Famous Brands said in late 2017 that its Gourmet Burger Kitchen acquisition - the biggest deal under former CEO Kevin Hedderwick - had soured.
South African companies had been too aggressive in their offshore strategies, having overpaid for assets, particularly listed targets. "Department stores in Australia have been struggling," Damon Buss, equity analyst at Electus Fund Managers, said.
"Myer, David Jones's competitor in the Aussie department store market, continues to battle, they're not having any success with their turnaround."
Except in the UK, department stores around the world were struggling because of competition from online retailers, such as Amazon, and the fact that consumers no longer had time to browse through multistorey stores, Buss said.
"You had Amazon entering Australia at the end of 2017, so it's still relatively new there and I think that will put a lot of pressure on."
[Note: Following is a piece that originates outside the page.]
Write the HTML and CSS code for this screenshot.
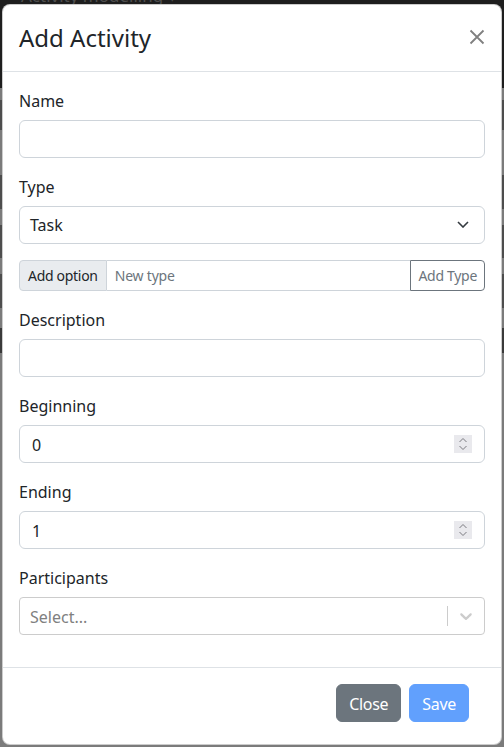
FILE: index.html
```html
<!DOCTYPE html>
<html lang="en">
<head>
<meta charset="utf-8">
<title>Add Activity</title>
<link rel="stylesheet" href="styles.css">
</head>
<body>
<div class="topbar"><span class="topbar-text">Activity modelling &#9662;</span></div>
<div class="modal">
  <div class="modal-header">
    <h4 class="modal-title">Add Activity</h4>
    <button class="btn-close" type="button" aria-label="Close">
      <svg width="16" height="16" viewBox="0 0 16 16"><path d="M1.5 1.5L14.5 14.5M14.5 1.5L1.5 14.5" stroke="#808080" stroke-width="1.8" fill="none"/></svg>
    </button>
  </div>
  <div class="modal-body">
    <div class="group">
      <label class="form-label">Name</label>
      <input class="form-control" type="text">
    </div>
    <div class="group">
      <label class="form-label">Type</label>
      <div class="form-select">
        <span>Task</span>
        <svg width="12" height="7" viewBox="0 0 12 7"><path d="M1 1L6 6L11 1" stroke="#343a40" stroke-width="1.6" fill="none"/></svg>
      </div>
    </div>
    <div class="group input-group">
      <span class="ig-text">Add option</span>
      <input class="ig-input" type="text" placeholder="New type">
      <button class="ig-btn" type="button">Add Type</button>
    </div>
    <div class="group">
      <label class="form-label">Description</label>
      <input class="form-control" type="text">
    </div>
    <div class="group">
      <label class="form-label">Beginning</label>
      <div class="number-control">
        <input class="number-input" type="text" value="0">
        <span class="spinner"><svg width="18" height="18" viewBox="0 0 18 18"><path d="M5.5 7L9 3.5L12.5 7M5.5 11L9 14.5L12.5 11" stroke="#7a7a80" stroke-width="1" fill="none"/></svg></span>
      </div>
    </div>
    <div class="group">
      <label class="form-label">Ending</label>
      <div class="number-control">
        <input class="number-input" type="text" value="1">
        <span class="spinner"><svg width="18" height="18" viewBox="0 0 18 18"><path d="M5.5 7L9 3.5L12.5 7M5.5 11L9 14.5L12.5 11" stroke="#7a7a80" stroke-width="1" fill="none"/></svg></span>
      </div>
    </div>
    <div class="group">
      <label class="form-label">Participants</label>
      <div class="rs-control">
        <div class="rs-value">Select...</div>
        <span class="rs-sep"></span>
        <span class="rs-indicator"><svg width="20" height="20" viewBox="0 0 20 20"><path fill="#cccccc" d="M4.516 7.548c0.436-0.446 1.043-0.481 1.576 0l3.908 3.747 3.908-3.747c0.533-0.481 1.141-0.446 1.574 0 0.436 0.445 0.408 1.197 0 1.615-0.406 0.418-4.695 4.502-4.695 4.502-0.217 0.223-0.502 0.335-0.787 0.335s-0.57-0.112-0.789-0.335c0 0-4.287-4.084-4.695-4.502s-0.436-1.17 0-1.615z"/></svg></span>
      </div>
    </div>
  </div>
  <div class="modal-footer">
    <button class="btn btn-secondary" type="button">Close</button>
    <button class="btn btn-primary" type="button">Save</button>
  </div>
</div>
</body>
</html>
```
FILE: styles.css
```css
* { box-sizing: border-box; }
html, body { height: 100%; }
body {
  margin: 0;
  font-family: "Noto Sans", "Segoe UI", sans-serif;
  font-size: 16px;
  line-height: 1.5;
  color: #212529;
  overflow: hidden;
  background: linear-gradient(to bottom,
    #1e1e1e 0 88px,
    #7b7b7b 88px 100px,
    #4d4d4d 100px 130px,
    #7b7b7b 130px 175px,
    #4d4d4d 175px 209px,
    #7b7b7b 209px 225px,
    #4d4d4d 225px 258px,
    #7b7b7b 258px 274px,
    #4d4d4d 274px 308px,
    #7b7b7b 308px 328px,
    #3a3a3a 328px 353px,
    #7b7b7b 353px 747px);
}
.topbar {
  height: 4px;
  overflow: hidden;
  padding-left: 21px;
  background: #1e1e1e;
  line-height: 24px;
}
.topbar-text {
  display: block;
  margin-top: -16px;
  color: #4e4e4e;
  font-size: 17px;
  white-space: nowrap;
}
.modal {
  margin: 0 2px;
  background: #fff;
  border: 1px solid rgba(0, 0, 0, 0.2);
  border-radius: 8px;
}
.modal-header {
  display: flex;
  align-items: center;
  justify-content: space-between;
  padding: 15px 16px;
  border-bottom: 1px solid #dee2e6;
}
.modal-title {
  margin: 0;
  font-size: 24px;
  font-weight: 400;
  line-height: 36px;
  color: #212529;
}
.btn-close {
  border: 0;
  background: transparent;
  padding: 0;
  width: 16px;
  height: 16px;
  margin-bottom: 3px;
  display: flex;
}
.modal-body {
  padding: 16px;
}
.group {
  margin-bottom: 16px;
}
.form-label {
  display: block;
  margin-bottom: 8px;
  padding-top: 1px;
  height: 24px;
  line-height: 24px;
}
.form-control {
  display: block;
  width: 100%;
  height: 38px;
  padding: 6px 12px;
  font: inherit;
  color: #212529;
  background: #fff;
  border: 1px solid #ced4da;
  border-radius: 6px;
}
.form-select {
  display: flex;
  align-items: center;
  justify-content: space-between;
  height: 38px;
  padding: 6px 15px 6px 10px;
  border: 1px solid #ced4da;
  border-radius: 6px;
  background: #fff;
}
.form-select svg { margin-top: -2px; }
.input-group {
  display: flex;
  height: 31px;
}
.ig-text {
  display: flex;
  align-items: center;
  padding: 4px 8px;
  font-size: 14px;
  line-height: 21px;
  letter-spacing: -0.3px;
  background: #e9ecef;
  border: 1px solid #ced4da;
  border-radius: 4px 0 0 4px;
  color: #212529;
  white-space: nowrap;
}
.ig-input {
  flex: 1;
  min-width: 0;
  padding: 4px 8px;
  font-family: inherit;
  font-size: 14px;
  line-height: 21px;
  letter-spacing: -0.2px;
  border: 1px solid #ced4da;
  border-left: 0;
  border-right: 0;
  color: #212529;
  outline: none;
}
.ig-input::placeholder { color: #6c757d; }
.ig-btn {
  padding: 4px 7px;
  font-family: inherit;
  font-size: 14px;
  line-height: 21px;
  letter-spacing: -0.3px;
  color: #6c757d;
  background: #fff;
  border: 1px solid #6c757d;
  border-radius: 0 4px 4px 0;
}
.number-control {
  display: flex;
  align-items: center;
  height: 38px;
  padding: 0 12px;
  border: 1px solid #ced4da;
  border-radius: 6px;
  background: #fff;
}
.number-input {
  flex: 1;
  min-width: 0;
  border: 0;
  padding: 1px 0 0;
  font: inherit;
  color: #212529;
  outline: none;
}
.spinner {
  display: flex;
  width: 18px;
  height: 18px;
  background: #e9e9ed;
}
.rs-control {
  display: flex;
  align-items: center;
  height: 38px;
  border: 1px solid #cccccc;
  border-radius: 4px;
  background: #fff;
}
.rs-value {
  flex: 1;
  padding: 3px 8px 1px;
  margin: 0 2px;
  color: #808080;
}
.rs-sep {
  align-self: stretch;
  width: 1px;
  margin: 8px 0;
  background: #cccccc;
}
.rs-indicator {
  display: flex;
  padding: 8px;
}
.modal-footer {
  display: flex;
  justify-content: flex-end;
  gap: 8px;
  padding: 16px 32px 22px 16px;
  border-top: 1px solid #dee2e6;
}
.btn {
  padding: 7px 12px 5px;
  font-family: inherit;
  font-size: 16px;
  line-height: 24px;
  letter-spacing: -0.3px;
  color: #fff;
  border: 1px solid transparent;
  border-radius: 6px;
}
.btn-secondary {
  background: #6c757d;
  border-color: #6c757d;
}
.btn-primary {
  background: #0d6efd;
  border-color: #0d6efd;
  opacity: 0.65;
}
```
But Buss said department stores in the UK had adapted by establishing strong online sales platforms and there was still potential for a turnaround at David Jones.
"David Jones was in quite a mess when Woolies bought it. They didn't have operating systems, stock planning systems, they didn't know what was being sold or what they had in their warehouses or stores," he said.
Now that David Jones was implementing systems like Woolworths's in SA, "I think they can improve the business significantly, but it is going to take quite a long time."
Momentum analyst Nesi Chetty said that Australian department stores had been struggling and retail sales in general had been hampered by tepid wage growth.
However, grocery sales remained resilient and "typically companies that have a higher food offering do much better than clothing, footwear and textiles".
Chetty expects a strategy shift at David Jones, whereby the company would incorporate more grocery products in its stores, similar to the Woolworths model.
"I think the Australian market will remain very competitive, what you're finding is that discount retail tends to work quite well there, players like Aldi. Everyone is looking for relative value and discounting is quite large, and David Jones hasn't played in that space," Chetty said.
Woolworths said its headline earnings per share for the 26 weeks to 24 December were expected to drop between 12.5% and 17.5%. Its share price closed 2% down at R65.67.